Comprehensive coverage or fire, theft, and combined additional coverages must have a mandatory deductible of two hundred fifty dollars, but an insured, at his option, may select an additional deductible in appropriate increments up to one thousand dollars. This deductible does not apply to auto safety glass. It is an unfair trade practice, as described in Sections 38-57-30 and 38-57-40, for an insurer or an agent to sell collision insurance, comprehensive coverage, or fire, theft, and combined additional coverages unless the insured is notified at the time of application of the savings which may be realized if the applicant or the insured selects a higher deductible. This notice is required only at the time of the initial sale and must be in a form approved by the Chief Insurance Commissioner. An insurer may offer insureds lower deductibles at the insurer's option.

(B) Notwithstanding subsection (A) and Sections 38-77-110 and 38-77-920, automobile insurers may refuse to write automobile physical damage insurance coverage, including automobile comprehensive physical damage, collision, fire, theft, and combined additional coverage, for an applicant or existing policyholder, on renewal, for a motor vehicle customarily operated by an individual, either the named insured or another operator not excluded in accordance with Section 38-77-340 and who resides in the same household, where one or more of the conditions or factors prescribed in Section 38-73-455 exist. In addition, automobile insurers may refuse to write physical damage insurance coverage to an applicant or existing policyholder, on renewal, who has collected benefits provided under automobile insurance physical damage coverage during the thirty-six months immediately preceding the effective date of coverage, for two or more total fire losses or two or more total theft losses. Automobile insurers may refuse to write for private passenger automobiles physical damage insurance coverage, including automobile comprehensive physical damage, collision, fire, theft, and combined additional coverage, for an applicant or existing policyholder, on renewal, for a motor vehicle customarily operated by an individual, either the named insured or another operator not excluded in accordance with Section 38-77-340 and who resides in the same household, which does not qualify for the safe driver discount in Section 38-73-760(e).

Notwithstanding the provisions of this section, and any other provision of law, an insurer is not required to write private passenger physical damage coverage for the following types of vehicles:

(1) classic cars, meaning an automobile whose monetary value exceeds the original purchase price which has appreciated in value by maintaining the original parts;

(2) antique cars, meaning an automobile over twenty-five years of age;

(3) any automobile with any modification to the chassis or wheel base;

(4) any automobile with a wheel base of ninety-nine and one-half inches or less, including utility vehicles;

(5) any automobile within the `Sports Group' or `Sports Premium Group'. For the purposes of this provision `Sports Group' means a two-passenger body type automobile with a net weight to horsepower ratio between 20:1 and 30:1. `Sports Premium Group' means a two-passenger body type automobile with a net weight to horsepower ratio between 20:1 or less.
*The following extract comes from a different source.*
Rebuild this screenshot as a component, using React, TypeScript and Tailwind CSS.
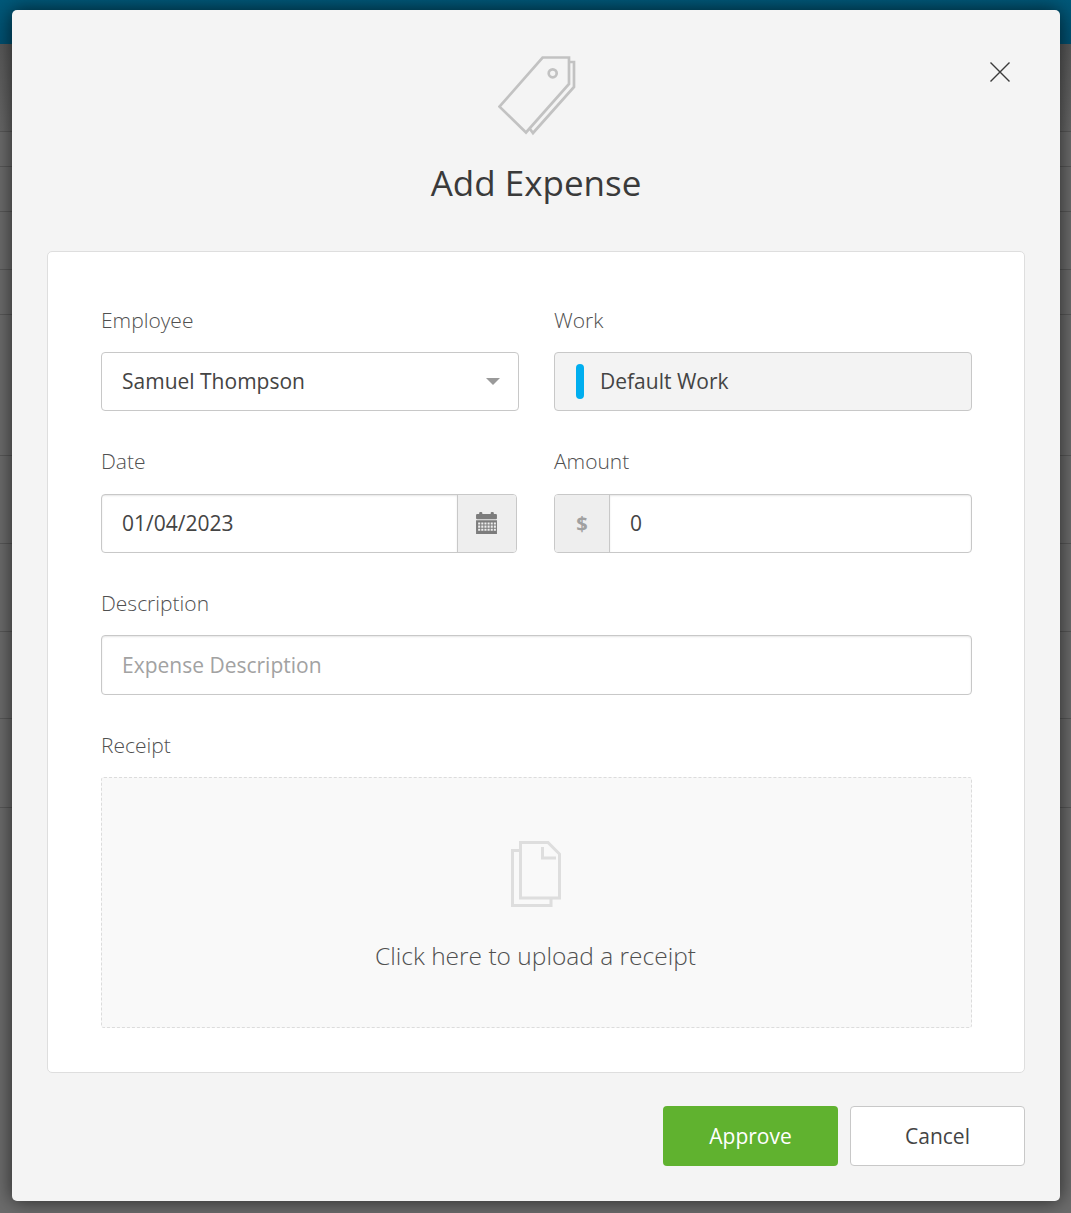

(C) All insurers subject to the provisions of this section writing single interest collision coverage shall provide an applicant for the insurance at the time of his application a notice separate and apart from any other form used in the application. The notice must be signed by the applicant evidencing his acknowledgment of having read the notice. The notice must contain the following language printed in bold face type: `NOTICE: The insurance coverage you are hereby purchasing is only single interest collision coverage. The amount of insurance decreases as you pay off the amount of your indebtedness. You may not receive any insurance proceeds over and above the amount of the outstanding balance on your loan.'

(C) (D) Notwithstanding Section 38-77-110, automobile physical damage coverage in an automobile insurance policy may be canceled at any time during the policy period by reason of the factors or conditions described in Section 38-73-455(A) or Section 38-77-280(B) which existed before the commencement of the policy period and which were not disclosed to the insurer at the commencement of the policy period.

(D) (E) No policy of insurance which provides automobile physical damage coverage only may be ceded to the facility.

(E) (F) Insurers of automobile insurance may charge a rate for physical damage insurance coverages different than from those provided for in Section 38-73-457 if the rates are filed and approved by the Chief Insurance Commissioner. Any applicant or existing policyholder, to be charged this different rate, must be denied the coverage pursuant to subsection (B) at the rate provided in Section 38-73-457.

(F) (G) A carrier may not cede collision coverage, comprehensive coverage, or fire, theft, and combined additional coverages with a deductible of less than two hundred fifty dollars. An insured or qualified applicant may select an additional deductible in appropriate increments up to one thousand dollars. However, the mandatory deductible does not apply to safety glass."

SECTION 8. Section 38-77-350(C) of the 1976 Code, as added by Act 148 of 1989, is amended to read:

"(C) An automobile insurer is not required to make a new offer of coverage on any automobile insurance policy which renews, extends, changes, supersedes, or replaces an existing policy. However, the first renewal notices for existing policies after December 1, 1989, must include the form provided in subsection (A). A policy of automobile insurance offered or issued by a new servicing carrier for the South Carolina Reinsurance Facility to replace a policy previously issued by a former servicing carrier and containing the same coverage limits as the former policy constitutes a valid replacement policy that does not require the new servicing carrier or agent to make a new offer of coverage or to obtain a new application from the insured."

SECTION 9. This act takes effect June 1, 1994.